324 Mass. 665

September 21, 1949 - November 1, 1949

Hampden County


The facts that, after the owner of a tract of land, who orally had agreed to sell a part of it, had signed a memorandum which contained no reference to a survey, nothing to indicate the location of the boundary between the part of the tract intended to be sold and that to be retained, and no reference to a deed except to provide for "delivery of deed" on or before a specified date, he had caused to be made a survey showing the boundary to which the parties had orally agreed and a deed describing that boundary, without evidence that a printed or typed name of the owner on the survey and in the deed or a seal opposite a blank for his signature on the deed was adopted by the owner as his signature with the intent to authenticate either the survey or the deed as his own, or evidence that such unauthenticated survey and deed were so brought to the attention of the parties and united in their minds with the memorandum that the three together could be found to have been adopted by them to express their purpose, could not prevent the operation of the statute of frauds, G. L. (Ter. Ed.) c. 259, Section 1, Fourth, as a defence to an action by the prospective purchaser against the owner for breach of the oral contract.

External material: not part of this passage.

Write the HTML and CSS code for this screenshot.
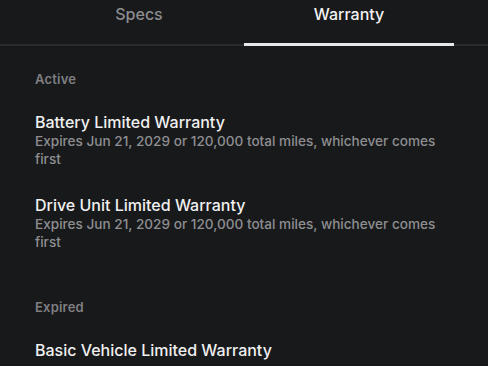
FILE: index.html
```html
<!DOCTYPE html>
<html lang="en">
<head>
  <meta charset="UTF-8" />
  <meta name="viewport" content="width=device-width, initial-scale=1.0"/>
  <title>Warranty</title>
  <link rel="stylesheet" href="styles.css">
</head>
<body>
  <div class="tabs">
    <div class="tab">Specs</div>
    <div class="tab active">Warranty</div>
  </div>

  <div class="content">
    <!-- Active warranties -->
    <div class="group">
      <div class="group-label">Active</div>
      <div class="item">
        <div class="item-title">Battery Limited Warranty</div>
        <div class="item-desc">Expires Jun 21, 2029 or 120,000 total miles, whichever comes first</div>
      </div>
      <div class="item">
        <div class="item-title">Drive Unit Limited Warranty</div>
        <div class="item-desc">Expires Jun 21, 2029 or 120,000 total miles, whichever comes first</div>
      </div>
    </div>

    <!-- Expired warranties -->
    <div class="group">
      <div class="group-label">Expired</div>
      <div class="item">
        <div class="item-title">Basic Vehicle Limited Warranty</div>
      </div>
    </div>
  </div>
</body>
</html>
```

FILE: styles.css
```css
body {
  font-family: Inter, "Noto Sans", sans-serif;
  margin: 0;
  background: #18191b;
  color: #ececec;
  overflow: hidden;
}

.tabs {
  display: flex;
  padding: 0 34px;
  border-bottom: 2px solid #2a2b2e;
}

.tab {
  flex: 1;
  text-align: center;
  font-size: 16px;
  font-weight: 500;
  line-height: 28px;
  height: 43px;
  color: #8c8c8f;
}

.tab.active {
  color: #f2f2f2;
  border-bottom: 3px solid #e8e8e8;
  margin-bottom: -2px;
}

.content {
  padding: 0 35px;
}

.group {
  padding-top: 24px;
  padding-bottom: 23px;
}

.group-label {
  font-size: 13px;
  font-weight: 600;
  letter-spacing: 0.2px;
  color: #7f7f82;
  line-height: 18px;
  margin-bottom: 24px;
}

.item {
  margin-bottom: 27px;
}

.item:last-child {
  margin-bottom: 0;
}

.item-title {
  font-size: 16px;
  font-weight: 500;
  line-height: 20px;
  color: #f0f0f0;
}

.item-desc {
  font-size: 13.6px;
  font-weight: 500;
  line-height: 18px;
  color: #8e8e91;
}
```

The operation of the statute of frauds, G. L. (Ter. Ed.) c. 259, Section 1, Fourth, as a defence to an action at law against an owner of land for breach of an oral agreement for its sale would not be prevented by partial performance of the agreement by the plaintiff by removing wood from the land.

CONTRACT. Writ in the District Court of Springfield dated May 2, 1947.

The case was heard by Davis, J.

J. F. Egan, for the plaintiff, submitted a brief.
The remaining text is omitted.